The potentially apocryphal, or at least embellished, story proceeds that in 1906 an English polymath named Francis Galton visited a livestock fair and observed a curious contest. On prominent display was an ox and the villagers were invited, for a small entry fee, to guess the animal’s weight. Not one of the 800 eager participants landed on the actual weight of 1198 pounds (or 543kg in the modern Système International d’unités), but the middlemost of those guesses came astonishingly close, only 0.8% off, at 1207 pounds.

While the anecdote feels too alluring to be entirely factual, it does illustrate the concept quite well. In James Surowiecki’s The Wisdom of Crowds he contends that “Under the right circumstances, groups are remarkably intelligent, and are often smarter than the smartest people in them.” In short, with a large enough group at your disposal, the errors tend to cancel one another out, and once those errors are removed, what you’re left with is information. One colleague has since mentioned that this is very similar to the reasoning for using the average of the best models when nowcasting, as opposed to taking the best model alone – but that’s a story for another day and another article. For now, I’ll just note that Surowieki outlines three key criteria for this to play out as hoped – diversity, decentralisation and independence – that are worth remembering for later.
There’s more than one way to cook an egg
Back to last Thursday’s party, where everyone had their own theory. Some were trying to remember their secondary school geometry: “Is it pi multiplied by the diameter? Or the radius squared? What about the volume? Did anyone actually bring a ruler?” Another group crowded around a table with an equivalent set of chocolates and calculated the weight per bonbon, ruminating over their propensity to tessellate – evidence-based chocolate analysis at its finest! Others theorised on the motivations of a profit maximising Swiss chocolate corporation. I have no comment on my approach, which will remain a closely held secret.
Deck the halls with boughs of data
I know what you’re thinking, too much storytelling and not enough data. Very well, I’m more than happy to oblige.

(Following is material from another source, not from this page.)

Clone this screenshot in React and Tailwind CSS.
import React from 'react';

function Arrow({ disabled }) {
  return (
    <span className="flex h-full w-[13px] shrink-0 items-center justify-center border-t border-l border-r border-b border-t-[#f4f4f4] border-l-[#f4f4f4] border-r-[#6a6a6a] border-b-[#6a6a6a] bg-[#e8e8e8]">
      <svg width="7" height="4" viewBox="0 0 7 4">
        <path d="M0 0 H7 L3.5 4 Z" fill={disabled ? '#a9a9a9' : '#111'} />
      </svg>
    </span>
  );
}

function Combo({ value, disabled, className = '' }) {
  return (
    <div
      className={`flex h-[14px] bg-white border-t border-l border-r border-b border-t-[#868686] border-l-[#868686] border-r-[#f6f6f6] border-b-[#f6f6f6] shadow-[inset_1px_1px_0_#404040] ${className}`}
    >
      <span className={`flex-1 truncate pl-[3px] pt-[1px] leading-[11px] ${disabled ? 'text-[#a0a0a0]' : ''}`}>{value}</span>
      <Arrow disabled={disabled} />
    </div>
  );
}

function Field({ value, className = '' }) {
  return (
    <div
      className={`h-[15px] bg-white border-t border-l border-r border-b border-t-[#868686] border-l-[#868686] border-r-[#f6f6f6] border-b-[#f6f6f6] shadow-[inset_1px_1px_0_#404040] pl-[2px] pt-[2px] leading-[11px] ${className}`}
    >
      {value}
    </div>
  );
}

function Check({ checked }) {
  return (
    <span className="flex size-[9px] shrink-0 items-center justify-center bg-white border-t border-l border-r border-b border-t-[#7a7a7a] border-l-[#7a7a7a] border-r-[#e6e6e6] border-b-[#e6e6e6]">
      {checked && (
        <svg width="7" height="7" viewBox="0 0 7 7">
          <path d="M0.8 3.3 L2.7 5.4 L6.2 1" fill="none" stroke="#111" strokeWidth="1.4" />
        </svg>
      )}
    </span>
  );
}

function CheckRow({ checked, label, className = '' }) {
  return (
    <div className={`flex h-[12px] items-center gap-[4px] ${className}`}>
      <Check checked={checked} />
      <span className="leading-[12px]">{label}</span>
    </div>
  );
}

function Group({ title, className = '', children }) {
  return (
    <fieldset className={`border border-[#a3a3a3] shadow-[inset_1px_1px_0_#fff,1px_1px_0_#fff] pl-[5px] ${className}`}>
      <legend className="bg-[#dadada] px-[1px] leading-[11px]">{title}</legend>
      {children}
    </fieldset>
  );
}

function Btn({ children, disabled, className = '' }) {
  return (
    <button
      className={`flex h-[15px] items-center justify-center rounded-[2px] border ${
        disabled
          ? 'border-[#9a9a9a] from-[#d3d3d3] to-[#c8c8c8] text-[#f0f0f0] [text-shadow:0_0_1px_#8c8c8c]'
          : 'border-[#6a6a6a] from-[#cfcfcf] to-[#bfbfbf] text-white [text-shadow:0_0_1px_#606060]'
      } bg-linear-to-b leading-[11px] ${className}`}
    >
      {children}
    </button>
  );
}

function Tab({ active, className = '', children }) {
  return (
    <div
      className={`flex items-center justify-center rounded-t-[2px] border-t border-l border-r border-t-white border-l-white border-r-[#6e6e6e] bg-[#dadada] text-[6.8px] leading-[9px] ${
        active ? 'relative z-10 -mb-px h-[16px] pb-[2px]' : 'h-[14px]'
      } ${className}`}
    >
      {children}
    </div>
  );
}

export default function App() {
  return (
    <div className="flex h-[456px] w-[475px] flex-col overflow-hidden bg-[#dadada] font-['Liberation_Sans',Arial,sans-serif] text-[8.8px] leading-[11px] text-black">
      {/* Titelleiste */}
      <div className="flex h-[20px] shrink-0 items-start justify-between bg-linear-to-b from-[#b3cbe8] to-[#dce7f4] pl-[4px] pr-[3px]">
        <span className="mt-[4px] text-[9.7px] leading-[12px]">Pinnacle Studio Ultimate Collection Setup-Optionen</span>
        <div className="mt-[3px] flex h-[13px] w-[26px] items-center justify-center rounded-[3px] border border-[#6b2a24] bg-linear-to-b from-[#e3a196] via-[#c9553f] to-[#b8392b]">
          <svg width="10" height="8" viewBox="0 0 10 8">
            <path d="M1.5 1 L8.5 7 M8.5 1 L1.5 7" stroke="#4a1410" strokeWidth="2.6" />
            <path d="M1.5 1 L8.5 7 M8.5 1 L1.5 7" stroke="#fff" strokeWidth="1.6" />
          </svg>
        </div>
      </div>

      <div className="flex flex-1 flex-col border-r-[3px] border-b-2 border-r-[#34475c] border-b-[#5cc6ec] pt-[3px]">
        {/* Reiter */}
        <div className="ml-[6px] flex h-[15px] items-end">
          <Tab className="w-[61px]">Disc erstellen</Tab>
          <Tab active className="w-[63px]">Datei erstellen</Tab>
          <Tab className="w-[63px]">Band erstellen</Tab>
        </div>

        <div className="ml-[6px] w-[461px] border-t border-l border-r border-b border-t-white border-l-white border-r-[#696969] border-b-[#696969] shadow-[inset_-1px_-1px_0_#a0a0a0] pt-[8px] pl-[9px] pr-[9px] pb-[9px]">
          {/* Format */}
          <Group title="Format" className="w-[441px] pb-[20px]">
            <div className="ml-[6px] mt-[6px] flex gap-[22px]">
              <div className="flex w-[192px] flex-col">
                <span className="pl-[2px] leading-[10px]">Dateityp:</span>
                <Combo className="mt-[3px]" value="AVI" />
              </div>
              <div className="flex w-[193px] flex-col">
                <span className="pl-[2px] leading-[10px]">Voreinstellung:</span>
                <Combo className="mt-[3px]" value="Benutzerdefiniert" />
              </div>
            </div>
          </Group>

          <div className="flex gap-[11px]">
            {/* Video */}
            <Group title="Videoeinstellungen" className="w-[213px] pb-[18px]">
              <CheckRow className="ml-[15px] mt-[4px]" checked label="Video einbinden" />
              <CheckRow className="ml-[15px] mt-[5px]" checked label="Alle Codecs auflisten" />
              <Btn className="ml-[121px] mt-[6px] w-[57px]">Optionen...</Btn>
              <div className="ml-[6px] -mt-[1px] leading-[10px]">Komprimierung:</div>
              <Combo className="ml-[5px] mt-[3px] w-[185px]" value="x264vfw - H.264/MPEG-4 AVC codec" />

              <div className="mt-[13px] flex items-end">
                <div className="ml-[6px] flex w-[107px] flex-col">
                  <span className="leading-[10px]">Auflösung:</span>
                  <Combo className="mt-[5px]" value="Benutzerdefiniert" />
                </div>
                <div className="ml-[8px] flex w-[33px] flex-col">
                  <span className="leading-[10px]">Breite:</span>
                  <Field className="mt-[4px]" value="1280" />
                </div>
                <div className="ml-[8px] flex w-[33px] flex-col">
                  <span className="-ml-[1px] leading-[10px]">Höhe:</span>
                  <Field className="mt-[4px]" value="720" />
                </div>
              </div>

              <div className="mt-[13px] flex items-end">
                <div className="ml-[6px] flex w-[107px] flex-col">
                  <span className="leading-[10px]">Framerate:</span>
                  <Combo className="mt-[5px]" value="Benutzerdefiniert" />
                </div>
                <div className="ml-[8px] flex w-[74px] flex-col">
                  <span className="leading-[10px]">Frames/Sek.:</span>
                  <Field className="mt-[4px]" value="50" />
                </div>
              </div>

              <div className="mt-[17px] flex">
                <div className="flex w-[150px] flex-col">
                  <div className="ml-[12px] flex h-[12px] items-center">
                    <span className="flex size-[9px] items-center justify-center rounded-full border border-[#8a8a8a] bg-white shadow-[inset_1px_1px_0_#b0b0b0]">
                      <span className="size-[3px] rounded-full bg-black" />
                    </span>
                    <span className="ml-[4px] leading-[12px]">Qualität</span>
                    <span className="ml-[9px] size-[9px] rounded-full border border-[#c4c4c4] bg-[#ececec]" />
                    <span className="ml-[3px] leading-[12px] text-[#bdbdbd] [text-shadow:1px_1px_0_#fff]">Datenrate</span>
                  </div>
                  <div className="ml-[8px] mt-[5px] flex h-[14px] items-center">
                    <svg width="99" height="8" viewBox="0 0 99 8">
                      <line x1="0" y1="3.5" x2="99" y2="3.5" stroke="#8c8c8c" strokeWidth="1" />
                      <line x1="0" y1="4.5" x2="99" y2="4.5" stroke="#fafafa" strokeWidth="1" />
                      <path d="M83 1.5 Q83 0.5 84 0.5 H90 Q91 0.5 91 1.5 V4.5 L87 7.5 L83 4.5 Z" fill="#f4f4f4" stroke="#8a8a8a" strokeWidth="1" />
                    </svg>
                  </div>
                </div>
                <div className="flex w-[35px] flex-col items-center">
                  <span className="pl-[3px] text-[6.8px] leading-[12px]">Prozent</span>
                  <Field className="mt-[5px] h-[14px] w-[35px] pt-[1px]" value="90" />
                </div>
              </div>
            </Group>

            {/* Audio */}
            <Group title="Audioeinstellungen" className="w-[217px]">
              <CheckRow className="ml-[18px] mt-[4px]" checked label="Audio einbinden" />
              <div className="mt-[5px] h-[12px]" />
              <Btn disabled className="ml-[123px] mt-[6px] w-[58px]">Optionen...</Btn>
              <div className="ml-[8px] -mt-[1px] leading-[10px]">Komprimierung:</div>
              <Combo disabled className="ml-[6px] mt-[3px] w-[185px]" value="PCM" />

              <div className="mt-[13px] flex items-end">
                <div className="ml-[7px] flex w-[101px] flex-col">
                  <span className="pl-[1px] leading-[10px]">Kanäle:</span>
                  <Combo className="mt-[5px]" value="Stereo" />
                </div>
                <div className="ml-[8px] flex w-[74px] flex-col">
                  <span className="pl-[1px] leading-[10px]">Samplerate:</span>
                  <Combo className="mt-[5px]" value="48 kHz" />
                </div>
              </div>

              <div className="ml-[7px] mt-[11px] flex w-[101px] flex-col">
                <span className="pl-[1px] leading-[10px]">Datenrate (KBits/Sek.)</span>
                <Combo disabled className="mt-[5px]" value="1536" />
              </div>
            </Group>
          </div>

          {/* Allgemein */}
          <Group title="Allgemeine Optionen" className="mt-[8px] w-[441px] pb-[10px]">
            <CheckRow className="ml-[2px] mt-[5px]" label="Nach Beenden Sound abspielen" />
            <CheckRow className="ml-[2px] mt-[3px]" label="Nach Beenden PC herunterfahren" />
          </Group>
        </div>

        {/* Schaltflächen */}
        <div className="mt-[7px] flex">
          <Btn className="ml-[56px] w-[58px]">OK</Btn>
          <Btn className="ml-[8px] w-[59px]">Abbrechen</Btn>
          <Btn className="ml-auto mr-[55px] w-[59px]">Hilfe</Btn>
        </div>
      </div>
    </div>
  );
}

Spoiler alert: the actual number of chocolates in the jar was 89 and no one hit the nail on the head. But how close did our crowd of 35 statistically minded colleagues get? We can see that our guesses were spread quite widely, spanning the range 57 to 250 (at least one colleague is glad I anonymised Figure 1). The mean of our speculation was 112. Not quite the statistical triumph of the infamous livestock fair, even if we allow ourselves to omit the most problematic outlier, bringing the number down to 107. A more generous view, and the one taken by Galton, would take the median, freeing us of some additional outliers and coming to 100 – a significantly improved estimate. On a more sociological note, the median for the second half of guesses was further off (111.5) than the first half (97), the cause of which I’ll leave up to speculation.
Flawed experiment, flawed results
Let’s briefly touch on some of the flaws in this natural experiment and why our collective wisdom might have landed further away than the theory promised. I’ll start with the palpable variance in the depth of consideration amongst our self-selected crowd, who were not attending a livestock fair and were not charged an entry fee. Some merely hazarded a guess, while others staked their expertise on their answer.

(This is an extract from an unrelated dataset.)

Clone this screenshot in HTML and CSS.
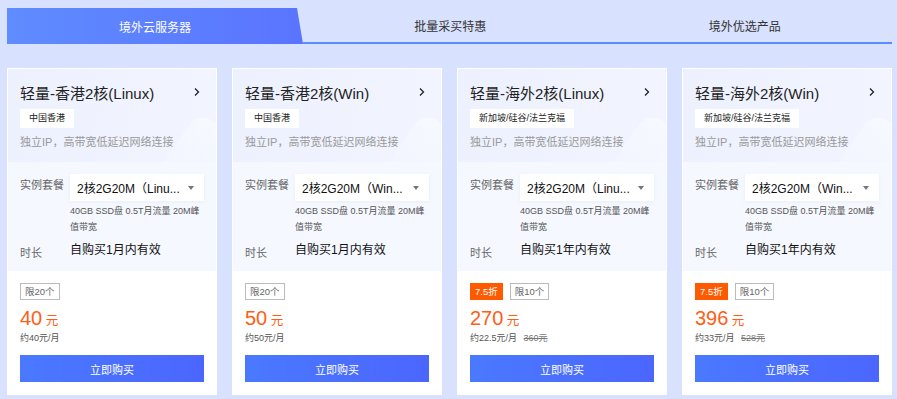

Now thinking back to our three criteria, Surowiecki would likely criticise our group for lacking some forms of diversity, sharing too many of the same assumptions and demonstrating some of the pitfalls of “groupthink”. A wider selection of professions from a wider selection of holiday parties might have better approached his criteria. In my view, we’re in serious need of a master chocolatier and a marketing executive if we’re to do better next year.
To further taint the experiment, there was a distinct lack of decentralisation and independence, with all answers in full view of prospective participants. This certainly looks to have created fertile ground for anchoring bias, with notable clusters of especially high guesses, as well as providing a tactical advantage to discerning latecomers.

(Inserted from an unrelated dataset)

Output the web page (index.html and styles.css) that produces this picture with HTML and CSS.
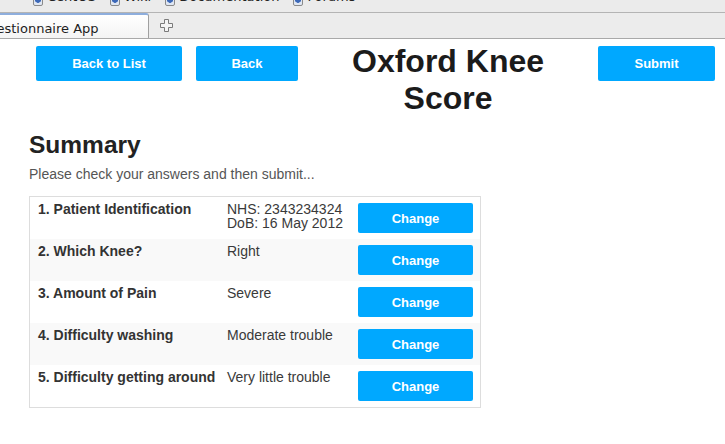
FILE: index.html
```html
<!DOCTYPE html>
<html lang="en">
<head>
<meta charset="utf-8">
<title>Questionnaire App</title>
<link rel="stylesheet" href="styles.css">
</head>
<body>
<div class="chrome">
  <nav class="bookmarks">
    <span class="bm bm-first">Most Visited</span>
    <span class="bm"><span class="bm-icon"></span>CentOS</span>
    <span class="bm"><span class="bm-icon"></span>Wiki</span>
    <span class="bm"><span class="bm-icon"></span>Documentation</span>
    <span class="bm"><span class="bm-icon"></span>Forums</span>
  </nav>
  <div class="tabs">
    <div class="tab"><span class="tab-title">Questionnaire App</span></div>
    <div class="newtab">
      <svg width="13" height="13" viewBox="0 0 13 13"><path d="M4.5 0.5h4v4h4v4h-4v4h-4v-4h-4v-4h4z" fill="#f4f4f4" stroke="#7a7a7a" stroke-width="1"/></svg>
    </div>
  </div>
</div>

<main class="page">
  <header class="topbar">
    <button class="btn btn-list">Back to List</button>
    <button class="btn btn-back">Back</button>
    <h1 class="title">Oxford Knee Score</h1>
    <button class="btn btn-submit">Submit</button>
  </header>

  <section class="summary">
    <h2 class="summary-title">Summary</h2>
    <p class="summary-sub">Please check your answers and then submit...</p>

    <div class="answers">
      <div class="row">
        <div class="cell label">1. Patient Identification</div>
        <div class="cell value">NHS: 2343234324<br>DoB: 16 May 2012</div>
        <div class="cell action"><button class="btn btn-change">Change</button></div>
      </div>
      <div class="row">
        <div class="cell label">2. Which Knee?</div>
        <div class="cell value">Right</div>
        <div class="cell action"><button class="btn btn-change">Change</button></div>
      </div>
      <div class="row">
        <div class="cell label">3. Amount of Pain</div>
        <div class="cell value">Severe</div>
        <div class="cell action"><button class="btn btn-change">Change</button></div>
      </div>
      <div class="row">
        <div class="cell label">4. Difficulty washing</div>
        <div class="cell value">Moderate trouble</div>
        <div class="cell action"><button class="btn btn-change">Change</button></div>
      </div>
      <div class="row">
        <div class="cell label">5. Difficulty getting around</div>
        <div class="cell value">Very little trouble</div>
        <div class="cell action"><button class="btn btn-change">Change</button></div>
      </div>
    </div>
  </section>
</main>
</body>
</html>
```

FILE: styles.css
```css
* { box-sizing: border-box; }

html, body {
  margin: 0;
  padding: 0;
  background: #ffffff;
  overflow: hidden;
}

body {
  font-family: "Liberation Sans", Arial, sans-serif;
  color: #333;
  width: 725px;
  height: 444px;
}

/* ---------- browser chrome ---------- */
.chrome {
  font-family: "DejaVu Sans", sans-serif;
}

.bookmarks {
  height: 13px;
  background: #ebebeb;
  border-bottom: 1px solid #b4b4b4;
  overflow: hidden;
  display: flex;
  align-items: flex-start;
  font-size: 13px;
  color: #222;
  white-space: nowrap;
}

.bm {
  display: flex;
  align-items: flex-end;
  line-height: 15px;
  margin-top: -11px;
  flex: 0 0 auto;
}

.bm-first {
  margin-left: -82px;
  width: 115px;
}

.bm + .bm { margin-left: 14px; }
.bm-first + .bm { margin-left: 0; }

.bm-icon {
  width: 10px;
  height: 12px;
  border: 1px solid #8a8a8a;
  border-radius: 2px;
  background: radial-gradient(circle at 50% 45%, #3c68b8 0 3px, #dfe6f2 3.5px);
  margin-right: 4px;
  margin-bottom: -2px;
}

.tabs {
  height: 26px;
  background: #ececec;
  border-bottom: 1px solid #a9a9a9;
  display: flex;
  align-items: stretch;
}

.tab {
  width: 149px;
  background: linear-gradient(#ffffff, #f4f4f4);
  border-top: 2px solid #8eaedd;
  border-right: 1px solid #a0a0a0;
  border-top-right-radius: 3px;
  overflow: hidden;
  font-size: 13px;
  color: #1e1e1e;
  white-space: nowrap;
  padding-top: 6px;
}

.tab-title {
  display: block;
  margin-left: -22px;
}

.newtab {
  display: flex;
  align-items: center;
  padding-left: 11px;
}

/* ---------- page ---------- */
.topbar {
  display: flex;
  align-items: flex-start;
  padding: 1px 10px 0 36px;
  height: 80px;
}

.btn {
  font-family: "Liberation Sans", Arial, sans-serif;
  font-weight: bold;
  font-size: 13px;
  color: #ffffff;
  background: #00a8ff;
  border: 0;
  border-radius: 2px;
  padding: 0;
  cursor: pointer;
}

.btn-list, .btn-back, .btn-submit {
  height: 35px;
  margin-top: 6px;
}

.btn-list { width: 146px; margin-right: 14px; }
.btn-back { width: 102px; }
.btn-submit { width: 117px; }

.title {
  width: 300px;
  margin: 3px 0 0;
  padding: 0 40px;
  text-align: center;
  font-size: 32px;
  line-height: 37px;
  font-weight: bold;
  color: #1b1b1b;
}

.summary {
  padding: 12px 0 0 29px;
}

.summary-title {
  margin: 0;
  font-size: 24.5px;
  line-height: 28px;
  font-weight: bold;
  color: #222;
}

.summary-sub {
  margin: 5px 0 0;
  font-size: 14px;
  line-height: 20px;
  color: #555;
}

.answers {
  margin-top: 12px;
  width: 452px;
  border: 1px solid #dddddd;
}

.row {
  display: grid;
  grid-template-columns: 189px 131px 130px;
}

.row:nth-child(even) { background: #f9f9f9; }

.cell {
  padding: 5px 8px;
  font-size: 14px;
  line-height: 14px;
}

.label {
  font-weight: bold;
  color: #333;
  white-space: nowrap;
}

.value {
  color: #3a3a3a;
  white-space: nowrap;
}

.action { padding: 6px 7px 6px 8px; }

.btn-change {
  display: block;
  width: 115px;
  height: 30px;
}
```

Finally, and this is something anyone with a background in statistics has probably been screaming throughout this read, there’s the sample size. A larger crowd should in theory be a wiser crowd, providing more information and more easily cancelling out those errors. Maybe we’ll have to invite some additional colleagues next time around.
To the victor goes the spoils
At the end of the night it was Vincent Siegerink, recent blog contributor from the OECD’s Centre on Well-being, Inclusion, Sustainability and Equal Opportunity (WISE), who held a bounty of chocolates in his hands and pride in his heart. For the record he claims that his “original guess would have been 89”, which he then adjusted to 86 because he “noticed that in that case [he] would win with any number between 86 and 89”. Maybe there really is something to that WISE acronym after all.
And our Chief Statistician? Well, Paul Schreyer, transparent as always, was kind enough to let me reveal that his estimate was a “somewhat hasty and very much optimistic” 144. This time the crowd really did outperform even the very brightest of stars…even if not one member thought to turn the jar over and read the count on the underside.